I've been trying to tokenize a string in C++.
I have a for
loop that I'm using to iterate over the string, as seen below:
for(unsigned int i=0; i < data_str.length(); i++)
{
tok += data_str[i];
if(tok[i] == '\n')
{
//cout << "NEWLINE" << endl;
tok = "";
}
if(tok == "output:")
{
cout << "OUTPUT FOUND" << endl;
tokens.push_back("output:");
tok = "";
}
cout << tok << endl;
}
As you can see I'm resetting the tok
variable when a certain token ("output:") is found. I then add a string to a vector I'm using to store my tokens, called tokens
. To see if my tokens vector had the appropriate amount of strings, I printed it out. I expected two strings, each saying "output:". However, when the vector was printed, it only had one string. I did a little debugging, and found that whenever I try to reset the tok
variable after finding the token "output:" the loop only finds one occurrence of the string "output:". I then decided to print the tok
variable, and got the following output:
o
ou
out
outp
outpu
output
OUTPUT FOUND
"
"H
"He
"Hel
"Hell
"Hello
"Hello
"Hello W
"Hello Wo
"Hello Wor
"Hello Worl
"Hello World
"Hello World"
"Hello World"
"Hello World"
o
"Hello World"
ou
"Hello World"
out
"Hello World"
outp
"Hello World"
outpu
"Hello World"
output
"Hello World"
output:
"Hello World"
output:"
"Hello World"
output:"G
"Hello World"
output:"Go
"Hello World"
output:"Goo
"Hello World"
output:"Good
"Hello World"
output:"Goody
"Hello World"
output:"Goodye
"Hello World"
output:"Goodye
"Hello World"
output:"Goodye W
"Hello World"
output:"Goodye Wo
"Hello World"
output:"Goodye Wor
"Hello World"
output:"Goodye Worl
"Hello World"
output:"Goodye World
"Hello World"
output:"Goodye World"
output:string
When I commented out the line that reset the tok
variable I got:
o
ou
out
outp
outpu
output
OUTPUT FOUND
output:
output:"
output:"H
output:"He
output:"Hel
output:"Hell
output:"Hello
output:"Hello
output:"Hello W
output:"Hello Wo
output:"Hello Wor
output:"Hello Worl
output:"Hello World
output:"Hello World"
o
ou
out
outp
outpu
output
OUTPUT FOUND
output:
output:"
output:"G
output:"Go
output:"Goo
output:"Good
output:"Goody
output:"Goodye
output:"Goodye
output:"Goodye W
output:"Goodye Wo
output:"Goodye Wor
output:"Goodye Worl
output:"Goodye World
output:"Goodye World"
output:string
output:string
TWhy does my loop correctly work only when I'm not trying to reset the tok
variable? I have to reset the variable, otherwise other parts of my program wouldn't work. Is there an alternative solution for resetting my tok
variable?
It is obvious that tok
is a std::string
, so:
for(unsigned int i=0; i < data_str.length(); i++)
{
tok += data_str[i];
if(tok[i] == '\n')
{
//cout << "NEWLINE" << endl;
tok = "";
}
Let's use paper and pencil, and follow along just this part of the parsing algorithm. Assuming that data_str
consists of the following text:
"hello\nworld"
After data_str[5]
gets appended to tok
, so that tok
now contains "hello\n"
, since tok[5]
is '\n'
, tok gets cleared to an empty string.
On the next iteration, data_str[6]
gets appended to an empty tok
, so tok
now contains just a "w" (since it was cleared on the previous iteration of the loop).
if(tok[i] == '\n')
i
is now 6. This checks tok[6]
. Of course, tok
has only one character. This results in undefined behavior, and meaningless result.

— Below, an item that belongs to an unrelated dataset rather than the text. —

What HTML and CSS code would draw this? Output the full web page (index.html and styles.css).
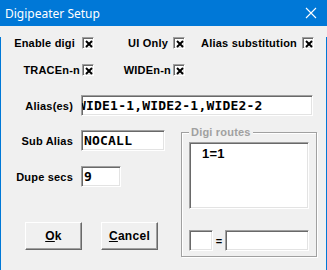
FILE: index.html
```html
<!DOCTYPE html>
<html>
<head><meta charset="utf-8"/>
<title>Digipeater Setup</title>
<link rel="stylesheet" href="styles.css">
</head>
<body>
<div class="window">
  <div class="titlebar">
    <span class="title">Digipeater Setup</span>
    <svg class="close" width="12" height="12" viewBox="0 0 12 12"><path d="M1 1 L11 11 M11 1 L1 11" stroke="#fff" stroke-width="1.1" fill="none"/></svg>
  </div>
  <div class="client">
    <div class="checks">
      <label class="check check-wide">Enable digi <span class="box"><svg width="8" height="8" viewBox="0 0 8 8"><path d="M1 1 L7 7 M7 1 L1 7" stroke="#000" stroke-width="2" fill="none"/></svg></span></label>
      <label class="check">UI Only <span class="box"><svg width="8" height="8" viewBox="0 0 8 8"><path d="M1 1 L7 7 M7 1 L1 7" stroke="#000" stroke-width="2" fill="none"/></svg></span></label>
      <label class="check">Alias substitution <span class="box"><svg width="8" height="8" viewBox="0 0 8 8"><path d="M1 1 L7 7 M7 1 L1 7" stroke="#000" stroke-width="2" fill="none"/></svg></span></label>
    </div>
    <div class="checks checks-second">
      <label class="check check-tight">TRACEn-n <span class="box"><svg width="8" height="8" viewBox="0 0 8 8"><path d="M1 1 L7 7 M7 1 L1 7" stroke="#000" stroke-width="2" fill="none"/></svg></span></label>
      <label class="check check-tight">WIDEn-n <span class="box"><svg width="8" height="8" viewBox="0 0 8 8"><path d="M1 1 L7 7 M7 1 L1 7" stroke="#000" stroke-width="2" fill="none"/></svg></span></label>
    </div>
    <div class="field field-alias">
      <span class="field-label">Alias(es)</span>
      <div class="edit edit-alias"><span class="edit-text scrolled">WIDE1-1,WIDE2-1,WIDE2-2</span></div>
    </div>
    <div class="lower">
      <div class="left-col">
        <div class="field">
          <span class="field-label">Sub Alias</span>
          <div class="edit edit-sub"><span class="edit-text">NOCALL</span></div>
        </div>
        <div class="field field-dupe">
          <span class="field-label">Dupe secs</span>
          <div class="edit edit-dupe"><span class="edit-text">9</span></div>
        </div>
        <div class="buttons">
          <button class="btn"><u>O</u>k</button>
          <button class="btn"><u>C</u>ancel</button>
        </div>
      </div>
      <div class="group">
        <span class="legend">Digi routes</span>
        <div class="listbox"><div class="list-item">1=1</div></div>
        <div class="route-edit">
          <div class="edit edit-key"></div>
          <span class="eq">=</span>
          <div class="edit edit-value"></div>
        </div>
      </div>
    </div>
  </div>
</div>
</body>
</html>
```
FILE: styles.css
```css
body { margin: 0; background: #f0f0f0; }

.window {
    width: 327px;
    height: 270px;
    font-family: "Liberation Sans", Arial, sans-serif;
    font-weight: bold;
    font-size: 11px;
    letter-spacing: 0.2px;
    color: #000;
}

.titlebar {
    height: 26px;
    background: #0078d7;
    display: flex;
    align-items: center;
    justify-content: space-between;
    padding: 0 10px 0 5px;
}
.title {
    font-family: "Noto Sans", "Open Sans", sans-serif;
    font-weight: normal;
    font-size: 12px;
    letter-spacing: 0;
    color: #fff;
}

.client {
    height: 244px;
    box-sizing: border-box;
    border: 1px solid #0078d7;
    border-top: none;
    background: #f0f0f0;
}

/* checkbox rows */
.checks {
    display: grid;
    grid-template-columns: 93px 91px 129px;
    margin-top: 11px;
    height: 12px;
}
.checks-second { margin-top: 15px; }

.check {
    display: flex;
    justify-content: flex-end;
    align-items: center;
    gap: 5px;
    height: 12px;
    line-height: 12px;
    white-space: nowrap;
}
.check-wide { gap: 7px; }
.check-tight { gap: 2px; }

.box {
    width: 12px;
    height: 12px;
    box-sizing: border-box;
    background: #fff;
    border-top: 1px solid #a0a0a0;
    border-left: 1px solid #a0a0a0;
    border-bottom: 1px solid #fff;
    border-right: 1px solid #fff;
    box-shadow: inset 1px 1px #696969, inset -1px -1px #e3e3e3;
    display: flex;
    align-items: center;
    justify-content: center;
}
.box svg { display: block; margin: 1px 0 0 1px; }

/* labelled edit fields */
.field {
    display: flex;
    align-items: center;
    height: 21px;
}
.field-alias { margin-top: 19px; }
.field-dupe { margin-top: 15px; }

.field-label {
    width: 80px;
    box-sizing: border-box;
    padding-right: 8px;
    text-align: right;
    white-space: nowrap;
}

.edit {
    height: 21px;
    box-sizing: border-box;
    background: #fff;
    border-top: 1px solid #a0a0a0;
    border-left: 1px solid #a0a0a0;
    border-bottom: 1px solid #fff;
    border-right: 1px solid #fff;
    box-shadow: inset 1px 1px #696969, inset -1px -1px #e3e3e3;
    overflow: hidden;
    white-space: nowrap;
}
.edit-text {
    display: block;
    padding-left: 2px;
    font-family: "DejaVu Sans Mono", "Liberation Mono", monospace;
    font-weight: bold;
    font-size: 13px;
    line-height: 19px;
    letter-spacing: 0.2px;
}
.scrolled { margin-left: -6px; }

.edit-alias { width: 232px; }
.edit-sub { width: 84px; }
.edit-dupe { width: 40px; }

/* lower half */
.lower {
    display: flex;
    margin-top: 14px;
}
.left-col { width: 180px; }

.buttons {
    display: flex;
    gap: 19px;
    padding-left: 24px;
    margin-top: 35px;
}
.btn {
    width: 57px;
    height: 28px;
    padding: 0;
    background: #f0f0f0;
    border-top: 1px solid #fff;
    border-left: 1px solid #fff;
    border-right: 1px solid #696969;
    border-bottom: 1px solid #696969;
    box-shadow: inset -1px -1px #a0a0a0;
    font-family: "Liberation Sans", Arial, sans-serif;
    font-weight: bold;
    font-size: 12px;
    letter-spacing: 0.3px;
    color: #000;
}

.group {
    position: relative;
    margin-top: 2px;
    width: 136px;
    height: 125px;
    box-sizing: border-box;
    border: 1px solid #a0a0a0;
    box-shadow: inset 1px 1px #fff, 1px 1px #fff;
    padding: 9px 0 0 7px;
}
.legend {
    position: absolute;
    top: -8px;
    left: 7px;
    padding: 0 2px;
    background: #f0f0f0;
    color: #a0a0a0;
    line-height: 14px;
}

.listbox {
    width: 120px;
    height: 67px;
    box-sizing: border-box;
    background: #fff;
    border-top: 1px solid #a0a0a0;
    border-left: 1px solid #a0a0a0;
    border-bottom: 1px solid #fff;
    border-right: 1px solid #fff;
    box-shadow: inset 1px 1px #696969, inset -1px -1px #e3e3e3;
    padding: 3px 0 0 12px;
}
.list-item {
    font-size: 13px;
    line-height: 15px;
}

.route-edit {
    display: flex;
    align-items: center;
    margin-top: 21px;
}
.edit-key { width: 24px; }
.edit-value { width: 84px; }
.eq {
    width: 12px;
    text-align: center;
}
```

Things go pretty much off the rails, from this point forward.
If the intent here is to clear the tok
buffer after every newline, check the last character of tok
, which would be tok[tok.size()-1]
, instead of tok[i]
, since i
and the size of tok
have absolutely nothing to do with each other, whatsoever.